The Napoleone Jesurum Residency honors the memory of the co-founder and first president of Beit Venezia, Napoleone (Leo) Jesurum (1929-2017), who believed in the Ghetto of Venice as a place of memory and a source of inspiration for the future. In collaboration with his family, every year we invite a writer to live in Venice and write about the Ghetto, that “Leo”, who survived the Fascist persecution, envisioned as a place for the future as much as a site of memory.
2019
Marjorie Agosín is the Pura Belpré Award-winning author of I Lived on Butterfly Hill. She was raised in Chile by Jewish parents. Her family moved to the United States to escape the horrors of the Pinochet takeover of their country. Coming from a South American country and being Jewish, Agosín’s writings demonstrate a unique blending of these cultures.

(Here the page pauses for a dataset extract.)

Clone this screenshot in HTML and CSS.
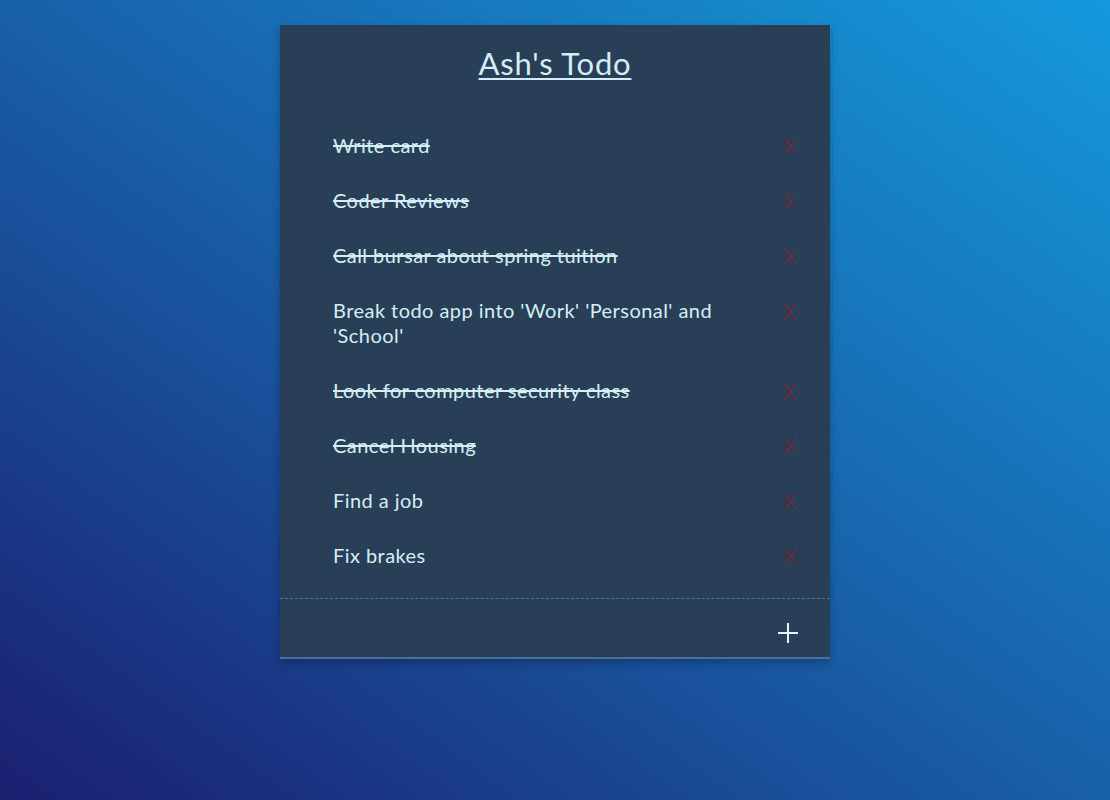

She has received the Letras de Oro Prize for her poetry, and her writings about, and humanitarian work for, women in Chile have been the focus of feature articles in The New York Times, The Christian Science Monitor, and Ms. Magazine. She has also won the Latino Literature Prize for her poetry. She is a Spanish professor at Wellesley College.
2018
The first resident in 2018 was the distinguished Israeli playwright Motti Lerner, who shared some of his time and writing with Italian Jewish author Laura Forti.